In February 2019, police in Satsuma, Alabama, pulled over Halima Culley’s son and arrested him for possession of marijuana and drug paraphernalia. They seized the car, which belonged to Culley, and tried to keep it under Alabama’s civil forfeiture law. Although Culley ultimately got her car back as an “innocent owner,” that process took 20 months.

That same month, a friend borrowed Lena Sutton’s car. He was pulled over in Leesburg, Alabama, and arrested for methamphetamine possession. Like Culley, Sutton successfully invoked the “innocent owner” defense to get her car back after police seized it. But that did not happen for over a year. In the meantime, her lawyer told the U.S. Supreme Court on Monday, “she missed medical appointments, she wasn’t able to keep a job, she wasn’t able to pay a cell phone bill, and as a result” she “was not in a position to be able to communicate about the forfeiture proceedings.”

In separate class-action lawsuits, Culley and Sutton unsuccessfully argued that they and similarly situated property owners have a due process right to a prompt post-seizure hearing aimed at determining whether they can keep their cars while a forfeiture case is pending. The issue for the Supreme Court in Culley v. Marshall is which standard to apply in deciding that question. During oral arguments in the case, several justices showed a heartening awareness of the injustices inflicted by civil asset forfeiture, a system of legalized larceny that allows law enforcement agencies to pad their budgets by confiscating allegedly crime-tainted property.

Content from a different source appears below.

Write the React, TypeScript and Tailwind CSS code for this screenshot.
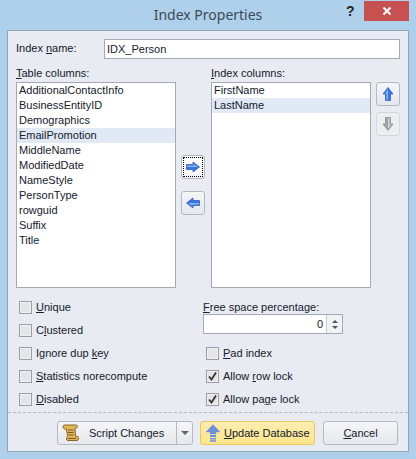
const tableColumns = ['AdditionalContactInfo', 'BusinessEntityID', 'Demographics', 'EmailPromotion', 'MiddleName', 'ModifiedDate', 'NameStyle', 'PersonType', 'rowguid', 'Suffix', 'Title']
const indexColumns = ['FirstName', 'LastName']

function ArrowIcon({ dir, gray }: { dir: 'up' | 'down' | 'left' | 'right'; gray?: boolean }) {
  const rotate = { up: 0, right: 90, down: 180, left: 270 }[dir]
  const fill = gray ? '#a3a5a8' : '#3a74e0'
  const edge = gray ? '#8b8d90' : '#3560b8'
  return (
    <svg width="16" height="16" viewBox="0 0 16 16" style={{ transform: `rotate(${rotate}deg)` }}>
      <path d="M8 1.5 L13 8 L10.5 8 L10.5 14.5 L5.5 14.5 L5.5 8 L3 8 Z" fill={fill} stroke={edge} strokeWidth="0.8" strokeLinejoin="round" />
      <path d="M8 3 L5 7.5 L6.5 7.5 L6.5 14 L8 14 Z" fill={gray ? '#cfd0d2' : '#86b2f6'} />
    </svg>
  )
}

function ScrollIcon() {
  return (
    <svg width="18" height="18" viewBox="0 0 18 18">
      <path d="M2.5 1 H14 C15.5 1 16 3 14.5 4 L13 4.5 L13.5 12.5 H16 C17 14 16.5 16.5 15 16.5 H6 C4 16.5 4 13.5 5.5 12.5 L4.5 5 H2.5 C0.5 4.5 0.5 1 2.5 1 Z" fill="#e2b75c" stroke="#8a6524" strokeWidth="1" />
      <path d="M6 6 H11.5 M6 8.5 H11.5 M6.5 11 H11.5 M6 14.5 H14" stroke="#7a5520" strokeWidth="1" />
    </svg>
  )
}

function UpdateIcon() {
  return (
    <svg width="16" height="18" viewBox="0 0 16 18">
      <path d="M8 0.5 L15 8 H11 V10 H5 V8 H1 Z" fill="#6f8fdc" stroke="#7f9ae0" strokeWidth="0.5" />
      <path d="M5 11 H11 V13 H5 Z M5 14 H11 V15.5 H5 Z M5 16.3 H11 V17.8 H5 Z" fill="#6f8fdc" />
    </svg>
  )
}

function ListBox({ items, selected }: { items: string[]; selected: string }) {
  return (
    <div className="h-[206px] w-[160px] border border-[#a4aab2] bg-white">
      {items.map((item) => (
        <div key={item} className={`h-[15px] pl-[2px] leading-[15px] ${item === selected ? 'bg-[#e0e9f4]' : ''}`}>
          {item}
        </div>
      ))}
    </div>
  )
}

function SmallButton({ dir, gray, focused }: { dir: 'up' | 'down' | 'left' | 'right'; gray?: boolean; focused?: boolean }) {
  return (
    <div className={`flex h-[24px] w-[24px] items-center justify-center rounded-[3px] border ${gray ? 'border-[#d3d6db] bg-[#eceef2]' : focused ? 'border-[#b5b9bf] bg-gradient-to-b from-white to-[#f3f4f6]' : 'border-[#b5b9bf] bg-gradient-to-b from-[#f5f6f8] to-[#e4e7ec]'}`}>
      {focused ? (
        <div className="flex h-[20px] w-[20px] items-center justify-center border border-dotted border-black">
          <ArrowIcon dir={dir} gray={gray} />
        </div>
      ) : (
        <ArrowIcon dir={dir} gray={gray} />
      )}
    </div>
  )
}

function Check({ label, checked }: { label: React.ReactNode; checked?: boolean }) {
  return (
    <div className="flex h-[13px] items-center gap-[4px]">
      <div className="flex h-[13px] w-[13px] items-center justify-center border border-[#9b9fa5] bg-[#e3e5e9] shadow-[inset_0_0_0_1px_#eff0f3]">
        {checked && (
          <svg width="11" height="11" viewBox="0 0 11 11">
            <path d="M2 5.5 L4.5 8.5 L9 1.5" fill="none" stroke="#333" strokeWidth="1.8" />
          </svg>
        )}
      </div>
      <span className="whitespace-nowrap">{label}</span>
    </div>
  )
}

export default function App() {
  return (
    <div className="flex h-[459px] w-[416px] flex-col bg-[#aed0ea] text-[11px] text-[#14202c] [font-family:'Liberation_Sans',sans-serif]">
      <div className="relative flex h-[30px] items-center justify-center">
        <span className="text-[14px] leading-[30px] text-[#3c4a58] [font-family:'Noto_Sans',sans-serif]">Index Properties</span>
        <span className="absolute left-[346px] top-[1px] text-[14px] font-bold text-[#222]">?</span>
        <div className="absolute left-[364px] top-[1px] flex h-[20px] w-[45px] items-center justify-center bg-[#c75050]">
          <svg width="10" height="10" viewBox="0 0 10 10">
            <path d="M1.5 1.5 L8.5 8.5 M8.5 1.5 L1.5 8.5" stroke="#fff" strokeWidth="2" />
          </svg>
        </div>
      </div>

      <div className="mx-[7px] flex h-[422px] flex-col border border-[#8fa5b8] bg-[#e8ebf1]">
        <div className="flex h-[28px] items-end pl-[8px] pr-[7px]">
          <label className="w-[88px] pb-[3px]">Index <u>n</u>ame:</label>
          <input readOnly value="IDX_Person" className="h-[20px] w-[296px] border border-[#a4aab2] bg-white pl-[2px] outline-none" />
        </div>

        <div className="mt-[6px] flex pl-[8px]">
          <div className="w-[165px]">
            <div className="h-[17px] leading-[17px]"><u>T</u>able columns:</div>
            <ListBox items={tableColumns} selected="EmailPromotion" />
          </div>
          <div className="flex w-[30px] flex-col gap-[12px] pt-[90px]">
            <SmallButton dir="right" focused />
            <SmallButton dir="left" />
          </div>
          <div className="w-[165px]">
            <div className="h-[17px] leading-[17px]"><u>I</u>ndex columns:</div>
            <ListBox items={indexColumns} selected="LastName" />
          </div>
          <div className="flex flex-col gap-[6px] pt-[17px]">
            <SmallButton dir="up" />
            <SmallButton dir="down" gray />
          </div>
        </div>

        <div className="mt-[13px] flex pl-[11px]">
          <div className="flex w-[184px] flex-col gap-[10px]">
            <Check label={<><u>U</u>nique</>} />
            <Check label={<>C<u>l</u>ustered</>} />
            <Check label={<>I<u>g</u>nore dup <u>k</u>ey</>} />
            <Check label={<><u>S</u>tatistics norecompute</>} />
            <Check label={<><u>D</u>isabled</>} />
          </div>
          <div className="flex flex-col">
            <div className="h-[12px] leading-[12px]"><u>F</u>ree space percentage:</div>
            <div className="mt-[1px] flex h-[20px] w-[140px] border border-[#a4aab2] bg-white">
              <div className="flex-1 pr-[3px] text-right leading-[18px]">0</div>
              <div className="flex w-[16px] flex-col items-center justify-center gap-[3px] border-l border-[#c8ccd2] bg-[#f2f3f6]">
                <div className="h-0 w-0 border-x-[3px] border-b-[3px] border-x-transparent border-b-[#555]" />
                <div className="h-0 w-0 border-x-[3px] border-t-[3px] border-x-transparent border-t-[#555]" />
              </div>
            </div>
            <div className="mt-[13px] flex flex-col gap-[10px] pl-[3px]">
              <Check label={<><u>P</u>ad index</>} />
              <Check label={<>Allow <u>r</u>ow lock</>} checked />
              <Check label={<>Allow pa<u>g</u>e lock</>} checked />
            </div>
          </div>
        </div>

        <div className="mt-[6px] flex-1 border-t border-dashed border-[#b4b8be]">
          <div className="flex pl-[49px] pt-[8px]">
            <div className="flex h-[24px] w-[136px] rounded-[3px] border border-[#b5b9bf] bg-gradient-to-b from-[#f5f6f8] to-[#e6e8ed]">
              <div className="flex flex-1 items-center gap-[9px] pl-[4px]">
                <ScrollIcon />
                <span className="whitespace-nowrap">Script Changes</span>
              </div>
              <div className="flex w-[16px] items-center justify-center border-l border-[#b5b9bf]">
                <div className="h-0 w-0 border-x-[4px] border-t-[4px] border-x-transparent border-t-[#666]" />
              </div>
            </div>
            <div className="ml-[7px] flex h-[24px] w-[115px] items-center gap-[3px] rounded-[3px] border border-[#e8c860] bg-gradient-to-b from-[#fdeeb0] to-[#fce58c] pl-[4px]">
              <UpdateIcon />
              <span className="whitespace-nowrap"><u>U</u>pdate Database</span>
            </div>
            <div className="ml-[8px] flex h-[24px] w-[75px] items-center justify-center rounded-[3px] border border-[#b5b9bf] bg-gradient-to-b from-[#f5f6f8] to-[#e6e8ed]">
              <span><u>C</u>ancel</span>
            </div>
          </div>
        </div>
      </div>
    </div>
  )
}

“I’m very sympathetic [to] the problem that you’ve identified,” Justice Neil Gorsuch, who has previously expressed concern about civil forfeiture abuses, told Shay Dvoretzky, the attorney representing Culley and Sutton. “Clearly, there are some jurisdictions that are using civil forfeiture as funding mechanisms,” he noted. They therefore are not keen to expedite innocent owners’ challenges, he said, and may impose onerous requirements, such as telling forfeiture victims, “You can get your car back if you call between 3 and 5 p.m. on a Tuesday and speak with someone who is never available.”

In other words, Gorsuch said, “there are arguments to be made that there are attempts to create processes that are deeply unfair and obviously so in order to retain the property for the coffers of the state.” He also noted “allegations before us” that “some states, because law enforcement uses these forfeitures to fund themselves,” have been known to demand that an owner surrender some of his property in exchange for getting the rest back or “engage in other concessions outside of regular process.” The due process test that Alabama prefers “would seem to strip the courts of tools to deal with those kinds of cases,” he told Alabama Solicitor General Edmund G. LaCour Jr., who argued that “the forfeiture proceeding without more provides the post-seizure hearing required by due process.”